"""

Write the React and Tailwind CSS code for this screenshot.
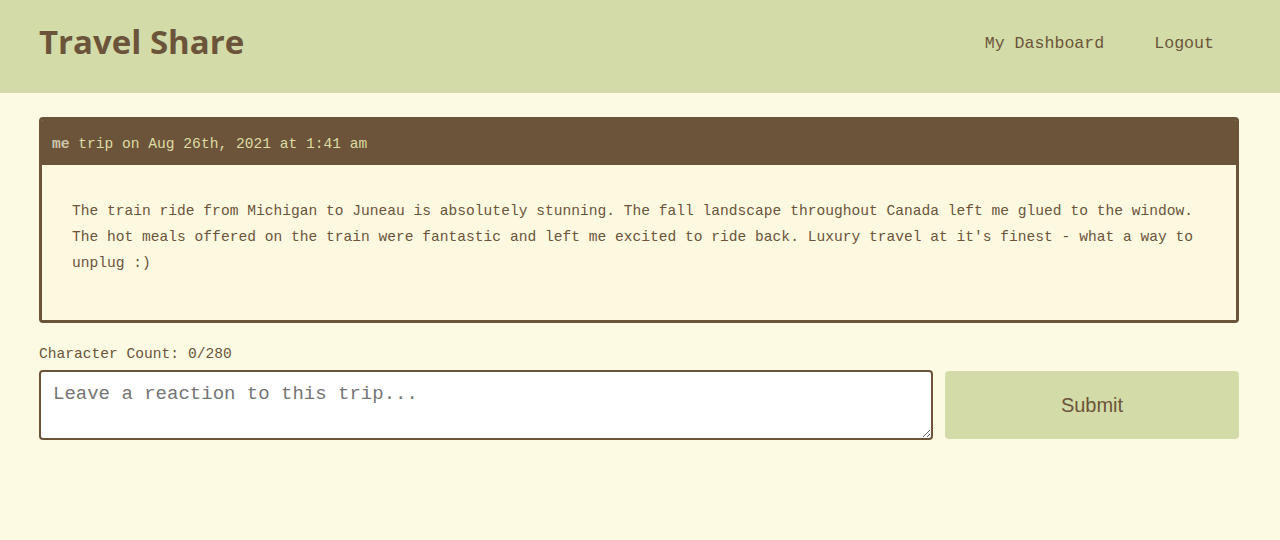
export default function App() {
  const mono = { fontFamily: '"Liberation Mono", "DejaVu Sans Mono", monospace' };
  return (
    <div className="min-h-[540px] bg-[#fdfae4]" style={mono}>
      <header className="h-[93px] bg-[#d3dca8] flex items-center justify-between pl-[39px] pr-[41px] pb-[6px]">
        <h1
          className="text-[33px] font-bold text-[#6b5439] leading-none mb-[5px]"
          style={{ fontFamily: '"Open Sans", Lato, sans-serif' }}
        >
          Travel Share
        </h1>
        <nav className="flex text-[16.6px] text-[#6b5439] pt-[2px]">
          <a className="px-[25px]">My Dashboard</a>
          <a className="px-[25px]">Logout</a>
        </nav>
      </header>
      <main className="pl-[39px] pr-[41px] pt-[24px]">
        <div className="border-[3px] border-[#6b5439] rounded-[4px] overflow-hidden">
          <div className="bg-[#6b5439] h-[45px] flex items-center px-[10px] pt-[4px] text-[14.6px] text-[#dedca2]">
            <span className="font-bold text-[#cfc6ae]">me</span>
            <span>&nbsp;trip on Aug 26th, 2021 at 1:41 am</span>
          </div>
          <div className="bg-[#fdf9e1] pt-[33px] pb-[44px] px-[30px] text-[14.6px] leading-[26px] text-[#6b5439]">
            <p>
              The train ride from Michigan to Juneau is absolutely stunning. The fall landscape throughout Canada left me glued to the window. The hot meals offered on the train were fantastic and left me excited to ride back. Luxury travel at it's finest - what a way to unplug :)
            </p>
          </div>
        </div>
        <div className="mt-[22px] text-[14.6px] leading-[18px] text-[#6b5439]">Character Count: 0/280</div>
        <div className="mt-[7px] flex gap-[12px] items-center">
          <textarea
            placeholder="Leave a reaction to this trip..."
            className="w-[894px] h-[70px] bg-white border-2 border-[#6b5439] rounded-[4px] px-[12px] py-[10px] text-[19px] leading-[24px] placeholder:text-[#757575] outline-none"
            style={{ fontFamily: '"Courier New", "Liberation Mono", monospace' }}
          />
          <button
            className="flex-1 h-[68px] bg-[#d3dca8] rounded-[4px] text-[20px] text-[#6b5439]"
            style={{ fontFamily: '"Liberation Sans", Arial, sans-serif' }}
          >
            Submit
          </button>
        </div>
      </main>
    </div>
  );
}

"""

[Aim of the exercise] Leave out all pictures, then copy the remaining material exactly.

[Output below]
Write the React and Tailwind CSS code for this screenshot.
export default function App() {
  const mono = { fontFamily: '"Liberation Mono", "DejaVu Sans Mono", monospace' };
  return (
    <div className="min-h-[540px] bg-[#fdfae4]" style={mono}>
      <header className="h-[93px] bg-[#d3dca8] flex items-center justify-between pl-[39px] pr-[41px] pb-[6px]">
        <h1
          className="text-[33px] font-bold text-[#6b5439] leading-none mb-[5px]"
          style={{ fontFamily: '"Open Sans", Lato, sans-serif' }}
        >
          Travel Share
        </h1>
        <nav className="flex text-[16.6px] text-[#6b5439] pt-[2px]">
          <a className="px-[25px]">My Dashboard</a>
          <a className="px-[25px]">Logout</a>
        </nav>
      </header>
      <main className="pl-[39px] pr-[41px] pt-[24px]">
        <div className="border-[3px] border-[#6b5439] rounded-[4px] overflow-hidden">
          <div className="bg-[#6b5439] h-[45px] flex items-center px-[10px] pt-[4px] text-[14.6px] text-[#dedca2]">
            <span className="font-bold text-[#cfc6ae]">me</span>
            <span>&nbsp;trip on Aug 26th, 2021 at 1:41 am</span>
          </div>
          <div className="bg-[#fdf9e1] pt-[33px] pb-[44px] px-[30px] text-[14.6px] leading-[26px] text-[#6b5439]">
            <p>
              The train ride from Michigan to Juneau is absolutely stunning. The fall landscape throughout Canada left me glued to the window. The hot meals offered on the train were fantastic and left me excited to ride back. Luxury travel at it's finest - what a way to unplug :)
            </p>
          </div>
        </div>
        <div className="mt-[22px] text-[14.6px] leading-[18px] text-[#6b5439]">Character Count: 0/280</div>
        <div className="mt-[7px] flex gap-[12px] items-center">
          <textarea
            placeholder="Leave a reaction to this trip..."
            className="w-[894px] h-[70px] bg-white border-2 border-[#6b5439] rounded-[4px] px-[12px] py-[10px] text-[19px] leading-[24px] placeholder:text-[#757575] outline-none"
            style={{ fontFamily: '"Courier New", "Liberation Mono", monospace' }}
          />
          <button
            className="flex-1 h-[68px] bg-[#d3dca8] rounded-[4px] text-[20px] text-[#6b5439]"
            style={{ fontFamily: '"Liberation Sans", Arial, sans-serif' }}
          >
            Submit
          </button>
        </div>
      </main>
    </div>
  );
}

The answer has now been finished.